Grünen-Fraktionschefin Britta Haßelmann sagte hingegen, "stationäre Grenzkontrollen sind nicht die überzeugende Antwort ". Die Freizügigkeit in Europa gehöre "zum Alltag vieler Menschen in den Grenzregionen".
Ministerin Faeser bezeichnete die geplanten Grenzkontrollen im Deutschlandfunk als "zusätzliches Instrumentarium". Zwar könnten dadurch asylsuchende Menschen an der Grenze nicht zurückgewiesen werden - allerdings werde der Kampf gegen Schleuser durch Grenzkontrollen erleichtert.
Sie gehe davon aus, dass derzeit jeder vierte oder fünfte Migrant durch Schleusung nach Deutschland gelange, sagte Faeser. Genaue Zahlen gebe es aber nicht.
Die Gewerkschaft der Polizei (GdP) sprach sich gegen stationäre Grenzkontrollen zur Eindämmung der Migration aus. "Wir sprechen uns als GdP gegen stationäre, feste Grenzkontrollen aus, weil wir das in der polizeilichen Arbeit nicht als effektiv ansehen", sagte die Vizevorsitzende des GdP-Bezirks Bundespolizei, Erika Krause-Schöne, der "Rheinischen Post". Dauerhafte stationäre Grenzkontrollen seien auch eine "dauerhafte Belastung" und "sehr personalintensiv". Die Bundespolizei wolle lieber "agil auf der Grenzlinie" agieren können.
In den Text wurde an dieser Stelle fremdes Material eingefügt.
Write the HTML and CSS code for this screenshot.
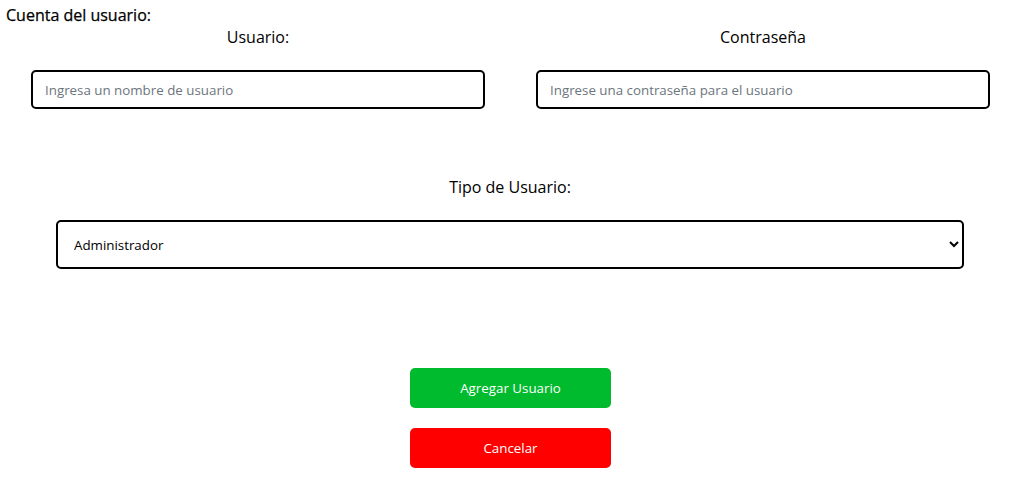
FILE: index.html
```html
<!DOCTYPE html>
<html lang="es">
<head>
<meta charset="utf-8">
<title>Cuenta del usuario</title>
<link rel="stylesheet" href="styles.css">
</head>
<body>
<form class="form">
  <h2 class="title">Cuenta del usuario:</h2>
  <div class="row">
    <div class="field">
      <label class="label" for="user">Usuario:</label>
      <input class="input" id="user" type="text" placeholder="Ingresa un nombre de usuario">
    </div>
    <div class="field">
      <label class="label" for="pass">Contraseña</label>
      <input class="input" id="pass" type="password" placeholder="Ingrese una contraseña para el usuario">
    </div>
  </div>
  <div class="type">
    <label class="label" for="tipo">Tipo de Usuario:</label>
    <select class="select" id="tipo">
      <option>Administrador</option>
      <option>Usuario</option>
    </select>
  </div>
  <div class="actions">
    <button type="button" class="btn btn-add">Agregar Usuario</button>
    <button type="button" class="btn btn-cancel">Cancelar</button>
  </div>
</form>
</body>
</html>
```
FILE: styles.css
```css
html, body {
  margin: 0;
  padding: 0;
  background: #fff;
}
body {
  font-family: "Open Sans", "Liberation Sans", sans-serif;
  color: #000;
}
.form {
  display: flex;
  flex-direction: column;
}
.title {
  margin: 0;
  padding: 4px 0 0 6px;
  font-size: 16px;
  font-weight: 500;
  line-height: 22px;
  -webkit-text-stroke: 0.25px #000;
}
.row {
  display: flex;
  gap: 51px;
  padding-left: 31px;
}
.field {
  width: 454px;
  display: flex;
  flex-direction: column;
}
.label {
  font-size: 16px;
  line-height: 22px;
  text-align: center;
  color: #000;
}
.input {
  margin-top: 22px;
  box-sizing: border-box;
  height: 39px;
  width: 100%;
  border: 2px solid #000;
  border-radius: 5px;
  padding: 0 12px;
  font-family: inherit;
  font-size: 13.333px;
  outline: none;
}
.input::placeholder {
  color: #6c757d;
}
.type {
  margin-top: 67px;
  margin-left: 56px;
  width: 908px;
  display: flex;
  flex-direction: column;
}
.select {
  margin-top: 22px;
  box-sizing: border-box;
  height: 49px;
  width: 100%;
  border: 2px solid #000;
  border-radius: 5px;
  padding: 0 8px 0 12px;
  font-family: inherit;
  font-size: 13.333px;
  color: #000;
  background: #fff;
}
.actions {
  margin-top: 99px;
  margin-left: 410px;
  width: 201px;
  display: flex;
  flex-direction: column;
  gap: 20px;
}
.btn {
  height: 40px;
  border: none;
  border-radius: 5px;
  color: #fff;
  font-family: inherit;
  font-size: 13.333px;
  cursor: pointer;
}
.btn-add {
  background: #00bb2d;
}
.btn-cancel {
  background: #ff0000;
}
```
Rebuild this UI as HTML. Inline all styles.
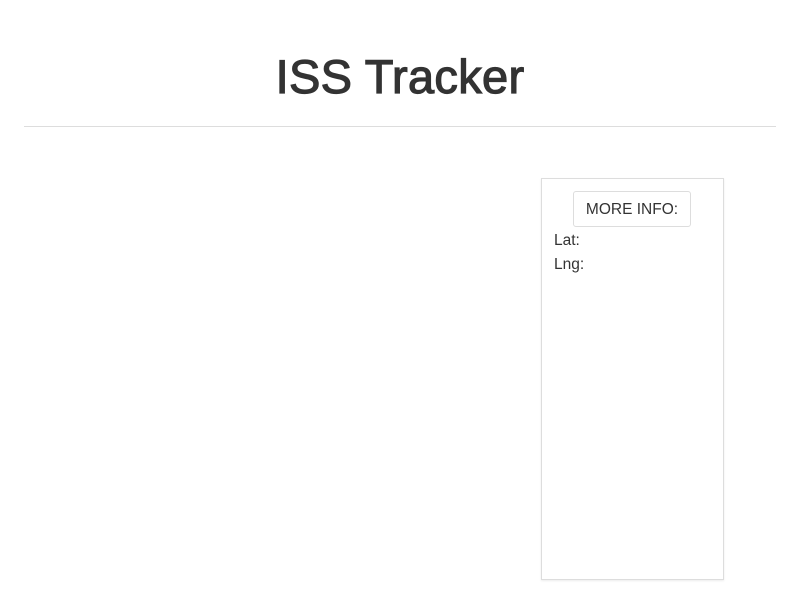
<!DOCTYPE html>
<html><head><style>
body{margin:0;width:800px;height:593px;background:#fff;font-family:"Liberation Sans",sans-serif;color:#333;position:relative;overflow:hidden}
h1{position:absolute;top:49px;left:0;width:800px;text-align:center;margin:0;font-size:47px;font-weight:normal;-webkit-text-stroke:1.2px #333;line-height:56px;color:#333;letter-spacing:0.3px}
.hr{position:absolute;top:126px;left:24px;width:752px;height:1px;background:#ddd}
.panel{position:absolute;left:541px;top:178px;width:181px;height:400px;border:1px solid #ddd;box-shadow:0 1px 2px rgba(0,0,0,.08)}
.btn{position:absolute;left:31px;top:12px;width:116px;height:34px;border:1px solid #ddd;border-radius:3px;font-size:15.5px;line-height:36px;text-align:center;color:#333}
.t{position:absolute;left:12px;font-size:15.5px;color:#333}
</style></head><body>
<h1>ISS Tracker</h1>
<div class="hr"></div>
<div class="panel">
<div class="btn">MORE INFO:</div>
<div class="t" style="top:53px">Lat:</div>
<div class="t" style="top:77px">Lng:</div>
</div>
</body></html>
Auch aus der Wirtschaft kommt Widerstand. Der Außenwirtschaftschef des Deutschen Industrie- und Handelskammertages (DIHK), Volker Treier, warnte im "Handelsblatt" vor den Folgen für Geschäftsleute, Dienstleister, Handwerker oder Touristen. "Stationäre Kontrollen bringen den Reise- und Warenverkehr zwar nicht zum Erliegen, führen aber zwangsläufig zu Verzögerungen", warnte Treier. Daher müsse die Politik hier "sehr sensibel" vorgehen.